WASHINGTON (AP) — Attorney General John Ashcroft said Thursday that federal officials have given Timothy McVeigh's lawyers all previously missing documents in the Oklahoma City bombing case. He said he will not further postpone McVeigh's June 11 execution.

Ashcroft said a worldwide search for documents, ordered in the wake of the FBI's disclosure that it failed to produce some 3,000 pages at the time of McVeigh's trial, turned up some 900 additional documents.

But the attorney general emphasized that the documents produced belatedly represented "less than 1 percent" of the hundreds of thousands of pages of evidence in the case.

"No documents created any doubt about his guilt, let alone established his innocence," Ashcroft told a Justice Department news conference.

Ashcroft said that on Thursday, the Justice Department and FBI had completed a "comprehensive effort" to identify all documents still missing and relevant to the case.

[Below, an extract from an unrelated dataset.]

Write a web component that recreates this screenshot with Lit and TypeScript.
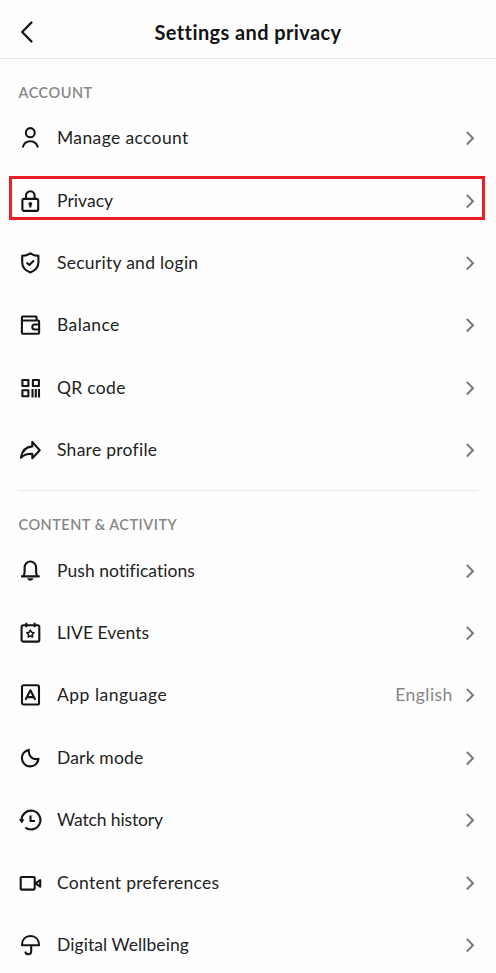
import { LitElement, html, svg, css, nothing, TemplateResult } from "lit";
import { customElement, property } from "lit/decorators.js";

const icons: Record<string, TemplateResult> = {
  person: svg`<ellipse cx="12.3" cy="6.7" rx="4.4" ry="4.6"/><path d="M4.7 21.6C5.7 17.5 8.5 15.3 12.3 15.3s6.6 2.2 7.6 6.3"/>`,
  lock: svg`<rect x="4.4" y="9.9" width="15.8" height="12" rx="1.6"/><path d="M8 9.8V6.5a4.3 4.3 0 0 1 8.6 0V9.8M12.3 15.3v3.2"/><circle class="fill" cx="12.3" cy="14.8" r="1.9"/>`,
  shield: svg`<path d="M12.3 2.3C9.7 4 7.1 4.7 4.2 4.9V11.5c0 5 2.9 8 8.1 9.9c5.2-1.9 8.1-4.9 8.1-9.9V4.9C17.5 4.7 14.9 4 12.3 2.3Z"/><path d="M8.6 11.4l2.7 2.6 4.6-4.5"/>`,
  wallet: svg`<path d="M18.6 7.5V4.5a1 1 0 0 0-1-1H4.9a1 1 0 0 0-1 1V19.7a1 1 0 0 0 1 1H20.1a1 1 0 0 0 1-1V8.5a1 1 0 0 0-1-1H4M21 11.5H16.8a2.5 2.5 0 0 0 0 5h4.2"/>`,
  qr: svg`<path d="M4.4 4h6v6H4.4zM14.9 4h6v6H14.9zM4.4 14.2h6v6H4.4zM14.5 13.1v8.3M17.8 13.1v8.3M21 13.1v8.3"/>`,
  share: svg`<path d="M14.3 3.9L21.7 12.2L14.3 20.2V15.8C9.5 15.6 6 16.5 2.9 19.7C3.9 13 8 8.9 14.3 8.4Z"/>`,
  bell: svg`<path d="M3 17.4H21.7M5.7 17.2l.9-4V8.5a5.7 6 0 0 1 11.5 0v4.7l.9 4"/><path class="fill" d="M9.2 19.3h6.3c-.5 1.6-1.6 2.4-3.15 2.4s-2.65-.8-3.15-2.4z"/>`,
  calendar: svg`<rect x="3.6" y="4.3" width="17.7" height="16.3" rx="1.6"/><path d="M8.3 1.7V6.3M16.6 1.7V6.3"/><path class="thin" d="M12.4 9l1.1 2.3 2.5.4-1.8 1.8.4 2.6-2.2-1.2-2.2 1.2.4-2.6-1.8-1.8 2.5-.4z"/>`,
  language: svg`<rect x="4" y="2.2" width="17" height="19.3" rx="1.6"/><path d="M7.5 16.8L12.4 7.3L17.3 16.8M9.5 14.1h6"/>`,
  moon: svg`<path d="M10.9 3.9A8.3 8.3 0 1 0 20.5 12.9C14.6 14 10 10.2 10.9 3.9Z"/>`,
  history: svg`<path d="M3.6 12.3A9.4 9.4 0 1 1 7.4 19.6M12.5 7.5V13H17"/><path class="fill" d="M.9 11.2h5.6l-2.7 4.2z"/>`,
  camera: svg`<rect x="2.7" y="6" width="14" height="12.6" rx="1"/><path d="M17.5 12.3L22.2 9V15.7Z"/>`,
  umbrella: svg`<path d="M4 12.2C4 6.5 7.5 3 12.5 3S21 6.5 21 12.2ZM13.2 12.2V18a2.9 2.9 0 0 1-5.8.7"/>`,
};

@customElement("settings-row")
export class SettingsRow extends LitElement {
  @property() icon = "";
  @property() label = "";
  @property() value = "";
  @property({ type: Number }) tracking = 0;

  static styles = css`
    :host { display: flex; align-items: center; height: 62.45px; padding: 0 20.2px 0 18px; }
    .icon { width: 24px; height: 24px; flex: none; fill: none; stroke: #141414; stroke-width: 2.1; stroke-linejoin: round; }
    .fill { fill: #141414; stroke: none; }
    .thin { stroke-width: 1.5; }
    .label { flex: 1; margin-left: 15px; color: #222; white-space: nowrap; }
    .value { color: #858585; letter-spacing: 0.45px; margin-right: 11px; }
    .chevron { width: 12px; height: 16px; flex: none; fill: none; stroke: #7a7a7a; stroke-width: 2; }
  `;

  render() {
    return html`
      <svg class="icon" viewBox="0 0 24 24">${icons[this.icon]}</svg>
      <span class="label" style="letter-spacing:${this.tracking}px">${this.label}</span>
      ${this.value ? html`<span class="value">${this.value}</span>` : nothing}
      <svg class="chevron" viewBox="0 0 12 16"><path d="M2.8 1.9L9 8.2L2.8 14.5"/></svg>
    `;
  }
}

interface Row { icon: string; label: string; tracking: number; value?: string; marked?: boolean }

const account: Row[] = [
  { icon: "person", label: "Manage account", tracking: 0.37 },
  { icon: "lock", label: "Privacy", tracking: 0.05, marked: true },
  { icon: "shield", label: "Security and login", tracking: 0.27 },
  { icon: "wallet", label: "Balance", tracking: 0.4 },
  { icon: "qr", label: "QR code", tracking: 0.3 },
  { icon: "share", label: "Share profile", tracking: 0.27 },
];

const activity: Row[] = [
  { icon: "bell", label: "Push notifications", tracking: 0.05 },
  { icon: "calendar", label: "LIVE Events", tracking: 0.05 },
  { icon: "language", label: "App language", tracking: 0.5, value: "English" },
  { icon: "moon", label: "Dark mode", tracking: 0.17 },
  { icon: "history", label: "Watch history", tracking: -0.13 },
  { icon: "camera", label: "Content preferences", tracking: 0.28 },
  { icon: "umbrella", label: "Digital Wellbeing", tracking: 0.07 },
];

@customElement("app-root")
export class AppRoot extends LitElement {
  static styles = css`
    :host { display: block; height: 973px; overflow: hidden; background: #fefefe; font: 17.5px/24px Lato, "Open Sans", sans-serif; }
    .header { display: grid; grid-template-columns: 60px 1fr 60px; align-items: center; height: 59px; padding-top: 6px; box-sizing: border-box; border-bottom: 1px solid #e8e8e8; }
    .back { width: 16px; height: 24px; margin-left: 19px; fill: none; stroke: #141414; stroke-width: 2.3; stroke-linecap: round; stroke-linejoin: round; }
    .title { margin: 0; text-align: center; font-size: 20px; font-weight: 700; color: #141414; letter-spacing: 0.4px; white-space: nowrap; }
    .section { margin: 0; padding: 21.5px 0 2.4px 18.5px; font-size: 14.5px; font-weight: 600; color: #868686; letter-spacing: 0.5px; }
    .divider { height: 1px; margin: 8.1px 18px 0; background: #ebebeb; }
    .divider + .section { padding: 21.9px 0 2.8px 18.5px; }
    .marked { position: relative; }
    .marked::after { content: ""; position: absolute; left: 9px; right: 11px; top: 7px; height: 44px; box-sizing: border-box; border: 3px solid #ed1c24; }
  `;

  private rows(items: Row[]) {
    return items.map((r) => html`<settings-row class=${r.marked ? "marked" : ""} .icon=${r.icon} .label=${r.label} .value=${r.value ?? ""} .tracking=${r.tracking}></settings-row>`);
  }

  render() {
    return html`
      <header class="header">
        <svg class="back" viewBox="0 0 16 24"><path d="M12.5 2.5L3.2 12L12.5 21.5"/></svg>
        <h1 class="title">Settings and privacy</h1>
      </header>
      <h2 class="section">ACCOUNT</h2>
      ${this.rows(account)}
      <div class="divider"></div>
      <h2 class="section">CONTENT &amp; ACTIVITY</h2>
      ${this.rows(activity)}
    `;
  }
}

He said he was making public the results of an internal review of the documents but could not release them because of a protective order imposed by a federal court in Colorado.

Ashcroft also said, "We're talking about a relatively small amount of information," and briefly described the nature of some of the missing documents. One involved a letter written to federal authorities by a man offering information while demanding money and the release of a federal prisoner.

In other instances, he said, the missing documents were newspaper and magazine clippings sent in by "a person under psychiatric care," and letters representing offers by psychics to help.

The bureau acknowledged on May 10 that it had failed to produce thousands of pages of evidence documents to McVeigh's lawyers at the time of his trial in 1997.

McVeigh was convicted in connection with the bombing of the Alfred P. Murrah Federal Building and sentenced to death in the terrorist attack that killed 168 people, including 19 children.

He was to have been executed on May 11 — the day after the FBI publicly conceded the paperwork foul-up.

The agency came under heavy criticism, and FBI Director Louis Freeh admitted to congressional committees that it had been a "serious error." He blamed the problem on poor communications between the headquarters office here and the FBI field office in Oklahoma City, which had been assigned the job of pulling the documents together for archiving.

The documents were supposed to have been handed over to the defense before McVeigh's trial. The FBI says they were withheld because of computer and record-keeping blunders at the agency's field offices.

Nathan Chambers, McVeigh's lawyer, said he received several hundred new pages Wednesday in addition to 600 to 700 pages in the previous several days.

McVeigh's lawyers already have been looking over 3,135 pages that federal prosecutors turned over earlier this month after the FBI first disclosed that it had found documents as it was gathering investigative files for archiving purposes.

McVeigh is said to be weighing his options and considering whether the newly disclosed document provide an avenue for him to seek to delay his execution and contest his sentence.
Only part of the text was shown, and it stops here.